Task description ▸ Locate each line holding the string "this" and copy it.

Supplied material ▸
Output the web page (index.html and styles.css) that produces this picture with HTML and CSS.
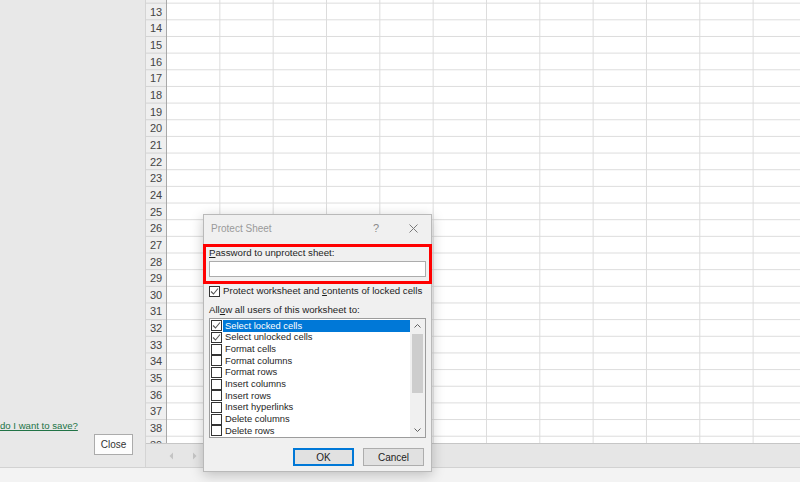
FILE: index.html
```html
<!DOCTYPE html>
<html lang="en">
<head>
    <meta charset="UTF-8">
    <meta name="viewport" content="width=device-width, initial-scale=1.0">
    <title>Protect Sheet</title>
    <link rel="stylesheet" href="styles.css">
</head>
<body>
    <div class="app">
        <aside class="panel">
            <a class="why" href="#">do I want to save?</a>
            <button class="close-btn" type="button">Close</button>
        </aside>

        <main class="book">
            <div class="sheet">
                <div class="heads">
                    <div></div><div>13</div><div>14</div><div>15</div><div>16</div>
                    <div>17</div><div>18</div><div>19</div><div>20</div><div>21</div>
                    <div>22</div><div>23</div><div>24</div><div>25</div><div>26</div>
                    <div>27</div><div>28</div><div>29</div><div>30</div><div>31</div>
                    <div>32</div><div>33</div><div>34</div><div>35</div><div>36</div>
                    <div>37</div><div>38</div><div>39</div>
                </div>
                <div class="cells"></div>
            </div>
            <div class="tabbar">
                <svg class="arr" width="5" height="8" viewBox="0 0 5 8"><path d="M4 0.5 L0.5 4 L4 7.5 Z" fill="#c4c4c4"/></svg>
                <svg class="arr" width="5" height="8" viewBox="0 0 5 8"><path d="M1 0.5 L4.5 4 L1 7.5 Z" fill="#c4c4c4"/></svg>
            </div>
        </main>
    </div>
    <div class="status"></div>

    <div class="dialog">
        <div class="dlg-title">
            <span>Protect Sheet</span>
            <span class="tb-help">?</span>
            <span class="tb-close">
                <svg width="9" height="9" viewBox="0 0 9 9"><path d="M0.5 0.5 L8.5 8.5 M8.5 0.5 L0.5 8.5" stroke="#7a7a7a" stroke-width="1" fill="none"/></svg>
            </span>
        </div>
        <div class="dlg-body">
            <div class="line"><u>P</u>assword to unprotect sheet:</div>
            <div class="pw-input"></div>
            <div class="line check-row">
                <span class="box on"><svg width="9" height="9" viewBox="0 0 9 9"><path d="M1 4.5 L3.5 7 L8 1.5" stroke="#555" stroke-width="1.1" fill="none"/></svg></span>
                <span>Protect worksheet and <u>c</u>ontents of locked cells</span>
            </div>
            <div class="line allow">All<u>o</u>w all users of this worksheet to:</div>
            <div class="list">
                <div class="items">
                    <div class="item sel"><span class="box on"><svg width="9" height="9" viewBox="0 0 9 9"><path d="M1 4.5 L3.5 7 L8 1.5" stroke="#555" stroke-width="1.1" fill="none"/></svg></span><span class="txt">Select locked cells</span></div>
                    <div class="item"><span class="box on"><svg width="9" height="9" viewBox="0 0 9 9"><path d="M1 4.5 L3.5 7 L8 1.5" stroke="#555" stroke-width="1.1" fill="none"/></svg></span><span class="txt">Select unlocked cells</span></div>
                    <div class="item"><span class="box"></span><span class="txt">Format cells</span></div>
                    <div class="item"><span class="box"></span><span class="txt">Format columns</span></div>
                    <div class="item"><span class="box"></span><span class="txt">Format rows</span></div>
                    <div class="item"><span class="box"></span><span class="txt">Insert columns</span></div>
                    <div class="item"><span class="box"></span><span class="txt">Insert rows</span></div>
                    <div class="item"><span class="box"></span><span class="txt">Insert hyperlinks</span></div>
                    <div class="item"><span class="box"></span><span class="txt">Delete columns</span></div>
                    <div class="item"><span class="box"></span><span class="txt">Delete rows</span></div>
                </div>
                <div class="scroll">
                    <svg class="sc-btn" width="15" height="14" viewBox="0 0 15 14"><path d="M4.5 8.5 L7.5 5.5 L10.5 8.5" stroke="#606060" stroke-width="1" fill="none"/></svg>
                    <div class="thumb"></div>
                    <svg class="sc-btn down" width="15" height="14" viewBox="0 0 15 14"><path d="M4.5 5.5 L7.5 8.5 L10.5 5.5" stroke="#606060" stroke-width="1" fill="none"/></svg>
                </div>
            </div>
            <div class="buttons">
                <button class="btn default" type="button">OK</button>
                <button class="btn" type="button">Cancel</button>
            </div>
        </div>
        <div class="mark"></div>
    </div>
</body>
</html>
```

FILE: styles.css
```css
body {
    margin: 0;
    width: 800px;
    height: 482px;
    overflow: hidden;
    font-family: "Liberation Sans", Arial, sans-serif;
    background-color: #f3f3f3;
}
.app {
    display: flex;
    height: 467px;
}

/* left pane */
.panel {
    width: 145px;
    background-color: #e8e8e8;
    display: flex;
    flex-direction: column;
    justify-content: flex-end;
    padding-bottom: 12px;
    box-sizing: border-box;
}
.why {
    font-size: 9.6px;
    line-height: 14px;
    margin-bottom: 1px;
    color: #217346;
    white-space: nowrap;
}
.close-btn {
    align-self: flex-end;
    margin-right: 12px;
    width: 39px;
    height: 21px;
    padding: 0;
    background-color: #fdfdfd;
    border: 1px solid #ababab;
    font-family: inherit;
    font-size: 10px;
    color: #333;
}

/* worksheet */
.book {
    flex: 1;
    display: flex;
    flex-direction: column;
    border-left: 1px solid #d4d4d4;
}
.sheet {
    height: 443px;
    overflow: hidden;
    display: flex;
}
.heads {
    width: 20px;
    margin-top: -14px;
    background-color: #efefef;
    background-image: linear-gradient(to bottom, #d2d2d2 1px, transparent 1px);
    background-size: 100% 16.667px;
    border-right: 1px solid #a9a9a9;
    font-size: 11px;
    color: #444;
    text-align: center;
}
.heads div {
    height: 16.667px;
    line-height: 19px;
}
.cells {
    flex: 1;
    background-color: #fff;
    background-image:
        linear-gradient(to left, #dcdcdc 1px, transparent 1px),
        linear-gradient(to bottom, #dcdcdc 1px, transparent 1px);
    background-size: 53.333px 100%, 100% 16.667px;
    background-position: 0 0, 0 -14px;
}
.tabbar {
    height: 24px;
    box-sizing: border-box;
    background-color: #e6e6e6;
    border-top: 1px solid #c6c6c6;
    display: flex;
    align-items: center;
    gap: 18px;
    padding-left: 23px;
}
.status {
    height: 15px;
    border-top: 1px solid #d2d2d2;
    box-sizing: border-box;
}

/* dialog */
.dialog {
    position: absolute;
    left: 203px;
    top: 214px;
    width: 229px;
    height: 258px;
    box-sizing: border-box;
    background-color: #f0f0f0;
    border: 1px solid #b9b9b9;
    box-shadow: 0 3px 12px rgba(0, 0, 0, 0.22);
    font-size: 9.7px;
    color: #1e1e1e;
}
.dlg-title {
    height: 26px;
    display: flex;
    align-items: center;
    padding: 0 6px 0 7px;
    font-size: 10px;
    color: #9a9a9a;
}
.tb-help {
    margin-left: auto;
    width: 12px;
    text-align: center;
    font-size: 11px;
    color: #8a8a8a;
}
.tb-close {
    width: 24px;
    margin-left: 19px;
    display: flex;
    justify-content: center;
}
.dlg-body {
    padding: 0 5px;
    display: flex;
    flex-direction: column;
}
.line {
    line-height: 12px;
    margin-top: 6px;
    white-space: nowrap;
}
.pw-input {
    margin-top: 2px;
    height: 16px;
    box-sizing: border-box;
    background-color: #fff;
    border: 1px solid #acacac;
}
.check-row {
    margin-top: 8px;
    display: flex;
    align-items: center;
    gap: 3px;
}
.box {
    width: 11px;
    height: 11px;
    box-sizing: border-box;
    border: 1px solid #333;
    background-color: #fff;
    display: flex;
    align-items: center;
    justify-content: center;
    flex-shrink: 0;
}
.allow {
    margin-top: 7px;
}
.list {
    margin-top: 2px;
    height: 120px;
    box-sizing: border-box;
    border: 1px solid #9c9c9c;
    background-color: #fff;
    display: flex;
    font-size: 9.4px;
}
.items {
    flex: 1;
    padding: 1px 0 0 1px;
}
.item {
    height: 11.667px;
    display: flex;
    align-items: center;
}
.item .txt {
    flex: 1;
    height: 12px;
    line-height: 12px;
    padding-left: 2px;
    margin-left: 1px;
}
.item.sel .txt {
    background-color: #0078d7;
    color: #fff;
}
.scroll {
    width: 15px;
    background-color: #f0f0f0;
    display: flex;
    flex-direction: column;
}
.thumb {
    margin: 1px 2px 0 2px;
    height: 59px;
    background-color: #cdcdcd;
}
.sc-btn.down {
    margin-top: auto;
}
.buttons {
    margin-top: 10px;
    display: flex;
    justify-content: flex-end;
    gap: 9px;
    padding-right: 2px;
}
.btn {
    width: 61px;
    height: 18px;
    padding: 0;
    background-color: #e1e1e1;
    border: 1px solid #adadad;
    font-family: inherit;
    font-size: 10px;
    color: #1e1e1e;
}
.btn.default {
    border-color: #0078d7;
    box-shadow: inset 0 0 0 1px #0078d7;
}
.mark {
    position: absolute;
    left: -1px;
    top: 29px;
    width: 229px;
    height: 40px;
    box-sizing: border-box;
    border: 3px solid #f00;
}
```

Right answer ▸
Output the web page (index.html and styles.css) that produces this picture with HTML and CSS.
            <div class="line allow">All<u>o</u>w all users of this worksheet to:</div>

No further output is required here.